This is a pan-southern-European pushback against austerity happening while the package is still being negotiated
In all the dozens of summits and meetings held over the past couple of years about how to keep the euro show on the road, one subject has been notably absent. Amid all their talk of haircuts (on debt values) and tranches (of loans), European leaders have barely talked about the people who are bearing the brunt, first of the crisis and then of the throat-clearing that passes for firefighting in Brussels. This is not accidental. The euro project has relied upon draining the politics out of the inherently political: the very existence of a 17-nation economic union without a common treasury is testimony to that.

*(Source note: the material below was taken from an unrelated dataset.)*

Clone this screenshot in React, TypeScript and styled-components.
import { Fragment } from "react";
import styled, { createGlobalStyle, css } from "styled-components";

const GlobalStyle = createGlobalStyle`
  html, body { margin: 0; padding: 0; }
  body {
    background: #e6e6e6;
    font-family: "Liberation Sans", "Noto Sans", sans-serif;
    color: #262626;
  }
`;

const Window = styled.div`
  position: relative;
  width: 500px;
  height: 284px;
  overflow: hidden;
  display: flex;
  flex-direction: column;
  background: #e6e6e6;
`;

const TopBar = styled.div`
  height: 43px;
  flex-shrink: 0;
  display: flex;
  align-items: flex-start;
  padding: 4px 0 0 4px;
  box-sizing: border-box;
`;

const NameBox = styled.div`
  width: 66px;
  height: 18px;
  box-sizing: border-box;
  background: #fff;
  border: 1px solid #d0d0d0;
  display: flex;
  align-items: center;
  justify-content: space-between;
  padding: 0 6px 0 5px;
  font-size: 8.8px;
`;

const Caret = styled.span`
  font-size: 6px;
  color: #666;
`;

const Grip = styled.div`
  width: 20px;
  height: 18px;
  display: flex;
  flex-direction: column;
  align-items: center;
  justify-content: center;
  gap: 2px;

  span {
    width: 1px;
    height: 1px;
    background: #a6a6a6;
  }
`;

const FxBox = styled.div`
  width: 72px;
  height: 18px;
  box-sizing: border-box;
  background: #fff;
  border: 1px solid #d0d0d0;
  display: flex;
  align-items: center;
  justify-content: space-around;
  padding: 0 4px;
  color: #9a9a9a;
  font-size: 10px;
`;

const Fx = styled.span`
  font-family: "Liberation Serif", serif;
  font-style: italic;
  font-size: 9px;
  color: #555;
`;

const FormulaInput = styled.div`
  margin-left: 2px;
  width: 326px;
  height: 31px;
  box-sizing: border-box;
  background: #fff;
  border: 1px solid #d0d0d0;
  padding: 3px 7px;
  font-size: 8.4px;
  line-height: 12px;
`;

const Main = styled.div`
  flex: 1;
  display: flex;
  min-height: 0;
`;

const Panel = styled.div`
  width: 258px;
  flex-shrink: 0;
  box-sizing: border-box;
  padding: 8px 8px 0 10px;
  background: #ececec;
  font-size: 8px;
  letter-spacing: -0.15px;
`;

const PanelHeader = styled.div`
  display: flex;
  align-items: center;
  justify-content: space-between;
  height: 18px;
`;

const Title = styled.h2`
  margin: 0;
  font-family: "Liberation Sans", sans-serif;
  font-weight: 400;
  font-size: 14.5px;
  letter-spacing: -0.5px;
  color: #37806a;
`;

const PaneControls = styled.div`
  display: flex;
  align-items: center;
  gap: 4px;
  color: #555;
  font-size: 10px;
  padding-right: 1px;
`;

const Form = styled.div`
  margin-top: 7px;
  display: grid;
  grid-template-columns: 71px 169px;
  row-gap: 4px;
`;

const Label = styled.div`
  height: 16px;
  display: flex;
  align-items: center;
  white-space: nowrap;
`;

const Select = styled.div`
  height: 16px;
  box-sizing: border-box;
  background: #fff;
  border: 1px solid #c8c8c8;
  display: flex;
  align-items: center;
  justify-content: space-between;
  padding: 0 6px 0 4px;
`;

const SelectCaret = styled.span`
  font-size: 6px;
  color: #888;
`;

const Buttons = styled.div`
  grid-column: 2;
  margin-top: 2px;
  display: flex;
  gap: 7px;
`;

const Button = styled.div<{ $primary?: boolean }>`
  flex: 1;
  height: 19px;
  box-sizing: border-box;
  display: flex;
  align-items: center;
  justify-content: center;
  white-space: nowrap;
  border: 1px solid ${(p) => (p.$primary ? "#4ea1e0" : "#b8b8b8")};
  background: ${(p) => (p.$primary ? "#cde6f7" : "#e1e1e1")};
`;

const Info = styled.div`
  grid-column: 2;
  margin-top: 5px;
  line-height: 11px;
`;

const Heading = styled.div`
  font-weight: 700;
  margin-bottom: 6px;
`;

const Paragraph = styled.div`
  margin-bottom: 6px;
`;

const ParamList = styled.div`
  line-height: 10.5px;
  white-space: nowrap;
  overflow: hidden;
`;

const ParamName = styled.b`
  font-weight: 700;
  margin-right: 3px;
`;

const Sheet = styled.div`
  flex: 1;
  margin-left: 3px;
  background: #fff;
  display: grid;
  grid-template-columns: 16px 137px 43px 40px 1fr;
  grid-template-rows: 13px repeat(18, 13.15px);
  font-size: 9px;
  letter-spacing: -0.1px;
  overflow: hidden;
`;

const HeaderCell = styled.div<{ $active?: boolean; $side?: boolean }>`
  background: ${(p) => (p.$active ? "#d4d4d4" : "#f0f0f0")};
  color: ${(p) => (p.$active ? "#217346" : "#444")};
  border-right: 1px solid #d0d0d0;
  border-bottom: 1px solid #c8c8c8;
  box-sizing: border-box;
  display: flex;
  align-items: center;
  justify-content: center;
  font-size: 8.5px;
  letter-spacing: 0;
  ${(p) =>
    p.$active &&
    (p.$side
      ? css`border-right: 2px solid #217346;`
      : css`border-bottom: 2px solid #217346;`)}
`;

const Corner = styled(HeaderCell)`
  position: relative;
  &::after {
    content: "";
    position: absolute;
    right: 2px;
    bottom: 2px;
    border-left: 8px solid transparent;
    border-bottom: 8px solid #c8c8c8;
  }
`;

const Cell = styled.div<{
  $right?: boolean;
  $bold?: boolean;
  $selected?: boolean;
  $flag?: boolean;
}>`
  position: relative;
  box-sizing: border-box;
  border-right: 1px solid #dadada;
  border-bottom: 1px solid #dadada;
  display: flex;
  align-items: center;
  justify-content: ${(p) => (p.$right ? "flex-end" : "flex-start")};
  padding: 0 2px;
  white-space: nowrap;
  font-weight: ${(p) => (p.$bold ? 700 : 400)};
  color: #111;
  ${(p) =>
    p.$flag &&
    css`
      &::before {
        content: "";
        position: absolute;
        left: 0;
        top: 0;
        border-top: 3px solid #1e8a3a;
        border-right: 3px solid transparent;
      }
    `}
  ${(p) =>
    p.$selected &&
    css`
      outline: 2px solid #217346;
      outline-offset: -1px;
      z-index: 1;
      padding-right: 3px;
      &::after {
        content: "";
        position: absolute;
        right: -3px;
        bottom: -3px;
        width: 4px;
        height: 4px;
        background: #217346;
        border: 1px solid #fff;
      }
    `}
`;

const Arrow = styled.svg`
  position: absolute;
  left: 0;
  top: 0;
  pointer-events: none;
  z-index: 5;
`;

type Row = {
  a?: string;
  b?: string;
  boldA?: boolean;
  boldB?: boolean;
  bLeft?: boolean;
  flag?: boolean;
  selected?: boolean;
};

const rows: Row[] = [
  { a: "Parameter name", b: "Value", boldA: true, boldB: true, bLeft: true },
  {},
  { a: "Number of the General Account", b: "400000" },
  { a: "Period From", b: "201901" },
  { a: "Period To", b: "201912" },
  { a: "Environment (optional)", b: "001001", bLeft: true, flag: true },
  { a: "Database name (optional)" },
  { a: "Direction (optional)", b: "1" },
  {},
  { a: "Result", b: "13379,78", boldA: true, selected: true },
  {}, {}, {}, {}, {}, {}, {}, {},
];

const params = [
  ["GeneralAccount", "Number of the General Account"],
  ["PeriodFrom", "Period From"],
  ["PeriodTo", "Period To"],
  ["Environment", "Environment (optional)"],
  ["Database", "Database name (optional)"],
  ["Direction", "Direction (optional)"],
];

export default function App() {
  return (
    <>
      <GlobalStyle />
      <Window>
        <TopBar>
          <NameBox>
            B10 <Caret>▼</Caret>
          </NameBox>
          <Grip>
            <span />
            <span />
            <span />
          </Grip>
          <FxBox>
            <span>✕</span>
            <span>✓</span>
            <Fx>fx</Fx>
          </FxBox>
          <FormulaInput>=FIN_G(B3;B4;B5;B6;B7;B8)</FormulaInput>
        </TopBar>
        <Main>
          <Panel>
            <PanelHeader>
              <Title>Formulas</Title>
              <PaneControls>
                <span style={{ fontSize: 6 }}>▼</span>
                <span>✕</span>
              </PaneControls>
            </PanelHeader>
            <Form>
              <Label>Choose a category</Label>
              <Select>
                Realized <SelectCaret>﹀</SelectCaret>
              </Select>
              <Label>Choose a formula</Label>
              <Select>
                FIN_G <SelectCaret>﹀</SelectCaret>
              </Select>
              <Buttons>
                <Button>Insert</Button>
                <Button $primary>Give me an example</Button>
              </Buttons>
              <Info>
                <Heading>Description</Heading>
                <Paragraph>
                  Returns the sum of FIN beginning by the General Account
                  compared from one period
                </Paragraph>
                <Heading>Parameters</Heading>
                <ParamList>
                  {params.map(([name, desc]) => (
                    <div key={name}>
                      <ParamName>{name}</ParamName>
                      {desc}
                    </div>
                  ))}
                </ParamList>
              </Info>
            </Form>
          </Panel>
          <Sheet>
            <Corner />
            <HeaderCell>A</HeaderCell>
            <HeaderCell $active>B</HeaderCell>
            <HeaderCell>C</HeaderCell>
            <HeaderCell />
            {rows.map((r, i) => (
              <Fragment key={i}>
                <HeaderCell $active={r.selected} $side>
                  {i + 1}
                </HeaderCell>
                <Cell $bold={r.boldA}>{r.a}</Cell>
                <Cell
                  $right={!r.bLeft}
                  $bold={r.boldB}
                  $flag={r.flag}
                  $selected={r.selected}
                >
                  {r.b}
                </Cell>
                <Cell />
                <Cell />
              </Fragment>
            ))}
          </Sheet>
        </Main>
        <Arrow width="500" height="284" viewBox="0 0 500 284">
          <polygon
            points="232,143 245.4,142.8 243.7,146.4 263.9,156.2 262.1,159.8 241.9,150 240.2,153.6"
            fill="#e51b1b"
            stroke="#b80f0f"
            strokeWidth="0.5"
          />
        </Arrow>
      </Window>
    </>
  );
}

Especially amid austerity, however, it is impossible to ignore the politics. More than 200,000 demonstrators took to the streets of Athens on Wednesday. Thousands besieged parliament in Madrid on Tuesday. Last week more than half a million people marched in cities across Portugal to protest against cuts in social security. This is a pan-southern-European pushback against austerity, while the package is still being negotiated. The political strains are causing old regional fissures to re-emerge. One fifth of the population of Catalonia, 1.5 million people, marched last week in what can only be interpreted as a surge of separatist sentiment. For them it is not just the contract with Brussels and Frankfurt that needs to be renegotiated, but the contract with Madrid – in other words, the constitution. With regional elections coming up on 25 November, this is not something Madrid can ignore. Initially they wanted to collect their own taxes, which they would share with Madrid. When that was rejected, the price of peace escalated. Popular outrage over Catalan money going elsewhere, amid health and education cuts, is fuelling demands that the money stays put.
On Thursday the prime minister, Mariano Rajoy, unveils an austerity budget which is meant to pre-empt Brussels' conditions. When Spain is finally forced to ask for a bailout, it can say that the conditions demanded are the ones that it is already enacting. But this will only rub more salt into the wounds at home. With his absolute majority, Mr Rajoy was meant to be the leader who could deliver the austerity necessary to secure a future national bailout. That no longer looks certain, which is why Spanish bond yields went soaring yesterday. This in turn will hasten the outcome both Madrid and Brussels have been stalling on.
The Greeks and the Spaniards are committed Europhiles. No one has forgotten the history of coups and dictatorships from which membership of the EU served as a release. The EU has not stopped being the future. But its funds can no longer be called structural. Destructural funds are nearer the mark for millions of ordinary citizens. And everyone in the EU will pay the price.